For a long time now the definition of adding value in IT was coming up with ways to bridge the gaps between customer relationship management (CRM), marketing and supply chain applications. After all, while each of these applications performs a valuable function, the real value in all that software is the information that flows across it. The challenge has been making that information accessible to the business.
To address that specific issue, SAP is preparing to launch a series of composite applications that use Web services to dynamically aggregate information in ways that give business users a more holistic view of all the information that is applicable to a particular customer, regardless of whether it resides inside or outside of an SAP application.
The first of those applications, due out in the next 30 days, is called SAP Briefings, which gives managers access to all the relevant information about any particular customer to their mobile computing devices. That information not only includes the information that resides inside the CRM and supply chain applications, but also all the latest news feeds and relevant information that might reside on the customer's website.

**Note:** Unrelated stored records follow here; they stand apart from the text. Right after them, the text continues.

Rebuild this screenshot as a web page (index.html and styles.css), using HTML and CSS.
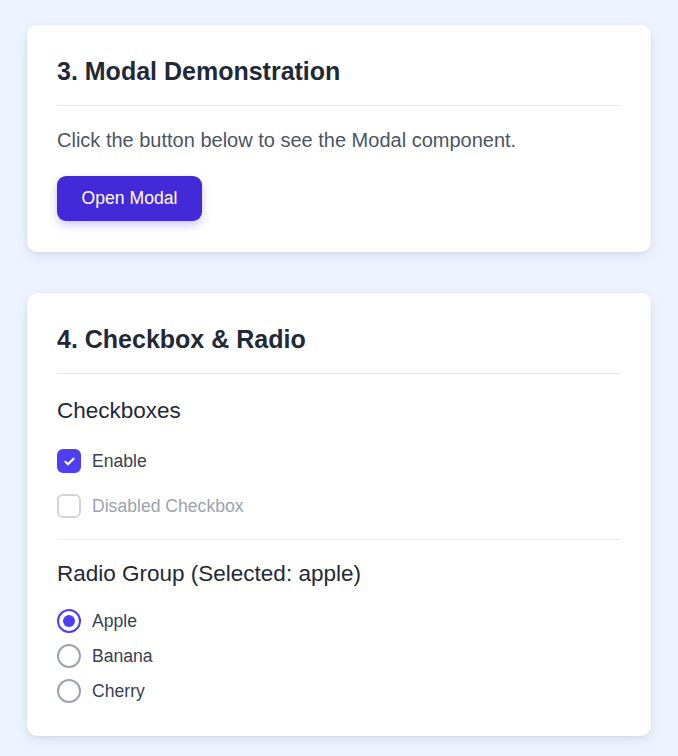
FILE: index.html
```html
<!DOCTYPE html>
<html lang="en">
<head>
<meta charset="utf-8">
<title>Components</title>
<link rel="stylesheet" href="styles.css">
</head>
<body>
<main class="page">
  <section class="card card-prev"></section>

  <section class="card">
    <h2 class="card-title">3. Modal Demonstration</h2>
    <p class="card-text">Click the button below to see the Modal component.</p>
    <button class="btn-primary" type="button">Open Modal</button>
  </section>

  <section class="card">
    <h2 class="card-title">4. Checkbox &amp; Radio</h2>
    <h3 class="sub-title sub-first">Checkboxes</h3>
    <div class="check-list">
      <label class="check-row">
        <span class="check-box checked">
          <svg viewBox="0 0 24 24" width="15" height="15" fill="none" stroke="#fff" stroke-width="3.4" stroke-linecap="round" stroke-linejoin="round"><path d="M5.5 12.5l4 4L18.5 7.5"/></svg>
        </span>
        <span class="check-label">Enable</span>
      </label>
      <label class="check-row disabled">
        <span class="check-box"></span>
        <span class="check-label">Disabled Checkbox</span>
      </label>
    </div>
    <hr class="divider">
    <h3 class="sub-title">Radio Group (Selected: apple)</h3>
    <div class="radio-list">
      <label class="radio-row">
        <span class="radio checked"></span>
        <span class="check-label">Apple</span>
      </label>
      <label class="radio-row">
        <span class="radio"></span>
        <span class="check-label">Banana</span>
      </label>
      <label class="radio-row">
        <span class="radio"></span>
        <span class="check-label">Cherry</span>
      </label>
    </div>
  </section>
</main>
</body>
</html>
```

FILE: styles.css
```css
* { box-sizing: border-box; }

html, body {
  margin: 0;
  padding: 0;
  background: #eef4ff;
  height: 100%;
  overflow: hidden;
}

body {
  font-family: "Liberation Sans", Arial, sans-serif;
  color: #1f2937;
}

.page {
  width: 624px;
  margin: 0 auto;
  padding-top: 23px;
  display: flex;
  flex-direction: column;
  gap: 41px;
}

.card {
  background: #ffffff;
  border-radius: 10px;
  padding: 31px 30px 31px;
  box-shadow: 0 4px 14px rgba(30, 41, 80, 0.10), 0 1px 3px rgba(30, 41, 80, 0.06);
}

.card-prev {
  height: 60px;
  margin-top: -101px;
  flex: none;
}

.card-title {
  margin: 0;
  font-size: 25px;
  line-height: 30px;
  font-weight: 700;
  color: #1f2937;
  padding-bottom: 19px;
  border-bottom: 1px solid #e5e7eb;
}

.card-text {
  margin: 21px 0 22px;
  font-size: 20px;
  line-height: 27px;
  color: #4b5563;
}

.btn-primary {
  display: block;
  width: 145px;
  height: 45px;
  border: none;
  border-radius: 9px;
  background: #4429d8;
  color: #ffffff;
  font-family: "Liberation Sans", Arial, sans-serif;
  font-size: 17.6px;
  box-shadow: 0 4px 10px rgba(68, 41, 216, 0.25);
  padding: 0;
}

.card-checks {
  padding-bottom: 33px;
}

.sub-title {
  margin: 20px 0 0;
  font-size: 22.5px;
  line-height: 27px;
  font-weight: 400;
  color: #1f2937;
}

.sub-first {
  margin-top: 23px;
}

.check-list {
  margin-top: 25px;
  display: flex;
  flex-direction: column;
  gap: 21px;
}

.check-row, .radio-row {
  display: flex;
  align-items: center;
  gap: 11px;
  height: 24px;
}

.check-box {
  width: 24px;
  height: 24px;
  border-radius: 6px;
  border: 2px solid #d1d5db;
  background: #fff;
  display: flex;
  align-items: center;
  justify-content: center;
}

.check-box.checked {
  background: #4f3ff0;
  border-color: #4f3ff0;
}

.check-label {
  font-size: 17.6px;
  color: #374151;
}

.disabled .check-label {
  color: #9ca3af;
}

.divider {
  margin: 21px 0 0;
  border: none;
  border-top: 1px solid #eceef2;
}

.radio-list {
  margin-top: 22px;
  padding-bottom: 2px;
  display: flex;
  flex-direction: column;
  gap: 11px;
}

.radio {
  width: 24px;
  height: 24px;
  border-radius: 50%;
  border: 2px solid #9ca3af;
  background: #fff;
  display: flex;
  align-items: center;
  justify-content: center;
}

.radio.checked {
  border-color: #4f3ff0;
}

.radio.checked::after {
  content: "";
  width: 12px;
  height: 12px;
  border-radius: 50%;
  background: #4f3ff0;
}
```
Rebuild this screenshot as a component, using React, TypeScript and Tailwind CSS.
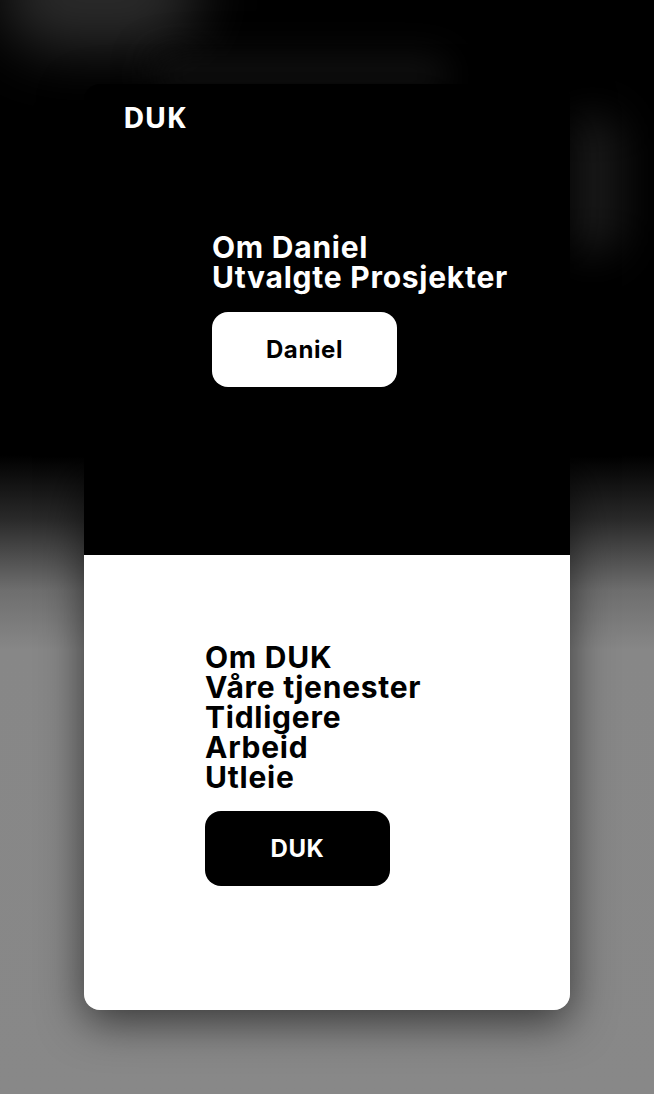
import React from "react";

const heading = "font-['Inter',sans-serif] font-bold text-[30px] leading-[30px] tracking-[0.75px]";

function App() {
    return (
        <div className="relative min-h-[1094px] w-full overflow-hidden bg-[linear-gradient(to_bottom,#000_0px,#000_455px,#2a2a2a_520px,#6e6e6e_590px,#878787_650px,#888_1094px)] pt-[84px] pb-[84px]">
            {/* soft glows behind the card */}
            <div className="pointer-events-none absolute left-[0px] top-[-60px] h-[110px] w-[200px] rounded-full bg-[#2a2a2a] blur-[30px]" />
            <div className="pointer-events-none absolute left-[150px] top-[55px] h-[40px] w-[300px] rounded-full bg-[#121212] blur-[18px]" />
            <div className="pointer-events-none absolute left-[565px] top-[115px] h-[140px] w-[55px] rounded-full bg-[#1c1c1c] blur-[22px]" />

            <div className="relative mx-auto w-[486px] overflow-hidden rounded-[16px] shadow-[0_12px_44px_rgba(0,0,0,0.6)]">
                <section className="h-[471px] bg-black">
                    <div className="pl-[39px] pt-[16px] font-['Open_Sans',sans-serif] text-[29px] leading-[34px] font-bold text-white">
                        DUK
                    </div>
                    <div className="pl-[128px] pt-[98px]">
                        <h2 className={`${heading} text-white`}>
                            Om Daniel
                            <br />
                            Utvalgte Prosjekter
                        </h2>
                        <button
                            type="button"
                            className="mt-[20px] flex h-[75px] w-[185px] items-center justify-center rounded-[16px] bg-white font-['Inter',sans-serif] text-[24px] font-bold tracking-[0.6px] text-black"
                        >
                            Daniel
                        </button>
                    </div>
                </section>
                <section className="h-[455px] bg-white pl-[121px] pt-[87px]">
                    <h2 className={`${heading} text-black`}>
                        Om DUK
                        <br />
                        Våre tjenester
                        <br />
                        Tidligere
                        <br />
                        Arbeid
                        <br />
                        Utleie
                    </h2>
                    <button
                        type="button"
                        className="mt-[19px] flex h-[75px] w-[185px] items-center justify-center rounded-[16px] bg-black font-['Inter',sans-serif] text-[24px] font-bold tracking-[0.6px] text-white"
                    >
                        DUK
                    </button>
                </section>
            </div>
        </div>
    );
}

export default App;
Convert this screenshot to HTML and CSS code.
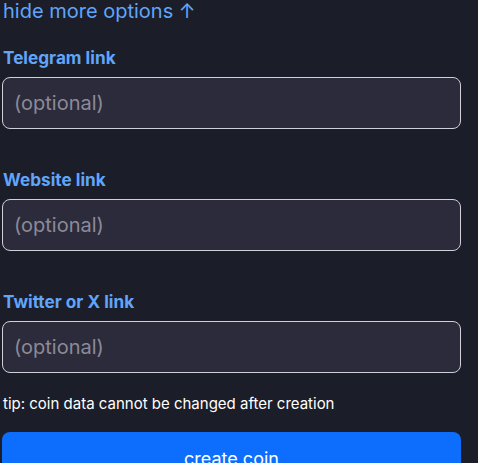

The second application, called SAP Account Intelligence, takes that concept even further by giving business users access to reports that are powered by the SAP High Performance Analytics Appliance (HANA) in the cloud. The idea is to allow business users to run analytics applications in real time against all the corporate data residing in any application. This is accomplished by using the in-memory computing capabilities of HANA to aggregate all the information in a format that makes it easier to correlate all the relevant data across a single set of reports.
Further on, SAP is working with recommendation engine technologies that would analyze all that information with an eye towards identifying what new products and services that customer is most likely going to need next.
According to Vinay Iyer, vice president of global marketing at SAP, the main driver for all this integration is the growing interest in customer experience management. In the wake of the downturn, companies are taking a much more customer-centric approach to sales and marketing that requires coordinating information across multiple application silos. Rather than have IT organizations create these applications from scratch, the new packaged SAP applications are designed to allow organizations to create a bridge over which information can be dynamically accessed and shared across multiple enterprise applications.
Iyer says by using Web services, SAP is making it possible to layer these applications on top of existing SAP and third-party application investments versus requiring customers to rip and replace everything they currently have installed.
As the shift towards a more holistic approach to customer management progresses, the value of investments in enterprise applications will increase. Arguably, that value has been there all along; it's just been locked up in silos of applications that were difficult to get to.